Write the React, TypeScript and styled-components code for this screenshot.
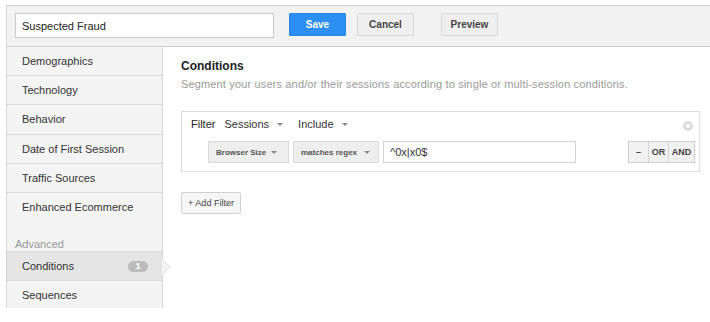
import {createGlobalStyle} from "styled-components";
import styled from "styled-components";

const GlobalStyle = createGlobalStyle`
  html, body {
    margin: 0;
    padding: 0;
    background: #fff;
  }
  body {
    font-family: "Liberation Sans", Arial, sans-serif;
    color: #333;
  }
`;

const Frame = styled.div`
  width: 710px;
  height: 322px;
  box-sizing: border-box;
  padding: 5px 0 0 6px;
  overflow: hidden;
`;

const Shell = styled.div`
  border-top: 1px solid #cfcfcf;
  border-left: 1px solid #d6d6d6;
`;

const TopBar = styled.div`
  height: 41px;
  box-sizing: border-box;
  background: #f2f2f2;
  border-bottom: 1px solid #cfcfcf;
  display: flex;
  align-items: flex-start;
  padding: 7px 0 0 8px;
`;

const NameInput = styled.input`
  width: 259px;
  height: 25px;
  box-sizing: border-box;
  border: 1px solid #c9c9c9;
  background: #fff;
  padding: 0 6px;
  font: 11px "Liberation Sans", Arial, sans-serif;
  color: #222;
  margin-right: 15px;
`;

const Button = styled.button<{ $primary?: boolean; $gap?: number }>`
  width: 57px;
  height: 23px;
  box-sizing: border-box;
  margin-left: ${p => p.$gap ?? 0}px;
  border: 1px solid ${p => (p.$primary ? "#2a84e0" : "#d8d8d8")};
  border-radius: 1px;
  background: ${p => (p.$primary ? "#2d8ff2" : "#efefef")};
  color: ${p => (p.$primary ? "#fff" : "#444")};
  font: bold 10px "Liberation Sans", Arial, sans-serif;
  padding: 0;
`;

const Body = styled.div`
  display: flex;
  align-items: flex-start;
`;

const Sidebar = styled.nav`
  width: 155px;
  height: 261px;
  background: #f4f4f4;
  border-right: 1px solid #d6d6d6;
  display: flex;
  flex-direction: column;
`;

const NavItem = styled.div<{ $active?: boolean; $divider?: boolean }>`
  position: relative;
  height: 28.2px;
  flex-shrink: 0;
  display: flex;
  align-items: center;
  padding: 0 15px;
  font-size: 11px;
  color: #333;
  background: ${p => (p.$active ? "#e5e5e5" : "transparent")};
  border-bottom: 1px solid ${p => (p.$divider ? "#d9d9d9" : "transparent")};
  border-top: ${p => (p.$active ? "1px solid #d9d9d9" : "none")};
`;

const SectionLabel = styled.div`
  height: 29px;
  flex-shrink: 0;
  box-sizing: border-box;
  padding: 16px 0 0 8px;
  font-size: 11px;
  color: #9a9a9a;
`;

const Badge = styled.span`
  margin-left: auto;
  margin-right: -1px;
  width: 20px;
  height: 11px;
  border-radius: 6px;
  background: #bcbcbc;
  color: #fff;
  font-size: 9px;
  font-weight: bold;
  display: flex;
  align-items: center;
  justify-content: center;
`;

const Pointer = styled.svg`
  position: absolute;
  right: -9px;
  top: 7px;
`;

const Main = styled.main`
  flex: 1;
  padding: 11px 10px 0 18px;
`;

const Title = styled.h2`
  margin: 0;
  font-size: 12px;
  font-weight: bold;
  color: #222;
  line-height: 16px;
`;

const Subtitle = styled.p`
  margin: 3px 0 0;
  font-size: 11px;
  color: #999;
  line-height: 14px;
  letter-spacing: 0.15px;
`;

const FilterBox = styled.div`
  position: relative;
  margin-top: 20px;
  width: 519px;
  box-sizing: border-box;
  border: 1px solid #dcdcdc;
  padding: 0 4px 8px 9px;
`;

const FilterHead = styled.div`
  height: 24px;
  display: flex;
  align-items: center;
  font-size: 11px;
  color: #222;
`;

const Picker = styled.span<{ $gap: number }>`
  margin-left: ${p => p.$gap}px;
  font-size: 11px;
  color: #333;
  display: flex;
  align-items: center;
`;

const Caret = styled.span`
  display: inline-block;
  margin-left: 8px;
  width: 0;
  height: 0;
  border-left: 3px solid transparent;
  border-right: 3px solid transparent;
  border-top: 3px solid #888;
`;

const CloseDot = styled.svg`
  position: absolute;
  right: 6px;
  top: 9px;
`;

const ConditionRow = styled.div`
  margin-top: 5px;
  padding-left: 17px;
  display: flex;
  align-items: center;
  height: 22px;
`;

const Select = styled.div<{ $width: number; $caretGap: number }>`
  width: ${p => p.$width}px;
  height: 22px;
  box-sizing: border-box;
  margin-right: 4px;
  border: 1px solid #dadada;
  background: #eeeeee;
  display: flex;
  align-items: center;
  padding: 0 ${p => p.$caretGap}px 0 7px;
  white-space: nowrap;
  font-size: 8px;
  font-weight: bold;
  color: #555;
  ${Caret} {
    margin-left: auto;
  }
`;

const ValueInput = styled.input`
  width: 193px;
  height: 22px;
  box-sizing: border-box;
  border: 1px solid #d3d3d3;
  padding: 0 6px;
  font: 11px "Liberation Sans", Arial, sans-serif;
  color: #333;
`;

const Segmented = styled.div`
  margin-left: auto;
  margin-right: 0;
  display: flex;
  height: 20px;
  border: 1px solid #cfcfcf;
  background: #f1f1f1;
`;

const SegButton = styled.span<{ $width: number }>`
  width: ${p => p.$width}px;
  display: flex;
  align-items: center;
  justify-content: center;
  font-size: 9px;
  font-weight: bold;
  color: #444;
  & + & {
    border-left: 1px solid #d6d6d6;
  }
`;

const AddFilter = styled.button`
  margin-top: 20px;
  height: 22px;
  width: 60px;
  box-sizing: border-box;
  border: 1px solid #d0d0d0;
  border-radius: 2px;
  background: #f5f5f5;
  font: 9px "Liberation Sans", Arial, sans-serif;
  color: #444;
  padding: 0;
`;

const navItems = [
    "Demographics",
    "Technology",
    "Behavior",
    "Date of First Session",
    "Traffic Sources",
];

export default function App() {
    return (
        <>
            <GlobalStyle/>
            <Frame>
                <Shell>
                    <TopBar>
                        <NameInput defaultValue="Suspected Fraud"/>
                        <Button $primary>Save</Button>
                        <Button $gap={11}>Cancel</Button>
                        <Button $gap={27}>Preview</Button>
                    </TopBar>
                    <Body>
                        <Sidebar>
                            {navItems.map(item => (
                                <NavItem key={item} $divider>{item}</NavItem>
                            ))}
                            <NavItem>Enhanced Ecommerce</NavItem>
                            <SectionLabel>Advanced</SectionLabel>
                            <NavItem $active $divider>
                                Conditions
                                <Badge>1</Badge>
                                <Pointer width="9" height="16" viewBox="0 0 9 16">
                                    <path d="M0 0 L8 8 L0 16 Z" fill="#f4f4f4"/>
                                    <path d="M0.5 0.5 L8 8 L0.5 15.5" fill="none" stroke="#dedede"/>
                                </Pointer>
                            </NavItem>
                            <NavItem>Sequences</NavItem>
                        </Sidebar>
                        <Main>
                            <Title>Conditions</Title>
                            <Subtitle>
                                Segment your users and/or their sessions according to single or multi-session conditions.
                            </Subtitle>
                            <FilterBox>
                                <FilterHead>
                                    Filter
                                    <Picker $gap={9}>Sessions<Caret/></Picker>
                                    <Picker $gap={15}>Include<Caret/></Picker>
                                </FilterHead>
                                <CloseDot width="10" height="10" viewBox="0 0 10 10">
                                    <circle cx="5" cy="5" r="5" fill="#dcdcdc"/>
                                    <path d="M3.2 3.2 L6.8 6.8 M6.8 3.2 L3.2 6.8" stroke="#fff" strokeWidth="1.3"/>
                                </CloseDot>
                                <ConditionRow>
                                    <Select $width={81} $caretGap={11}>Browser Size<Caret/></Select>
                                    <Select $width={86} $caretGap={8}>matches regex<Caret/></Select>
                                    <ValueInput defaultValue="^0x|x0$"/>
                                    <Segmented>
                                        <SegButton $width={19}>–</SegButton>
                                        <SegButton $width={19}>OR</SegButton>
                                        <SegButton $width={25}>AND</SegButton>
                                    </Segmented>
                                </ConditionRow>
                            </FilterBox>
                            <AddFilter>+ Add Filter</AddFilter>
                        </Main>
                    </Body>
                </Shell>
            </Frame>
        </>
    );
}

------------------------------------------------------------------------

WRITTEN REQUEST:
Your task is to return the lines above, from the first one up to and including the line containing "import styled from", minus any pictures.

WRITTEN RESPONSE:
Write the React, TypeScript and styled-components code for this screenshot.
import {createGlobalStyle} from "styled-components";
import styled from "styled-components";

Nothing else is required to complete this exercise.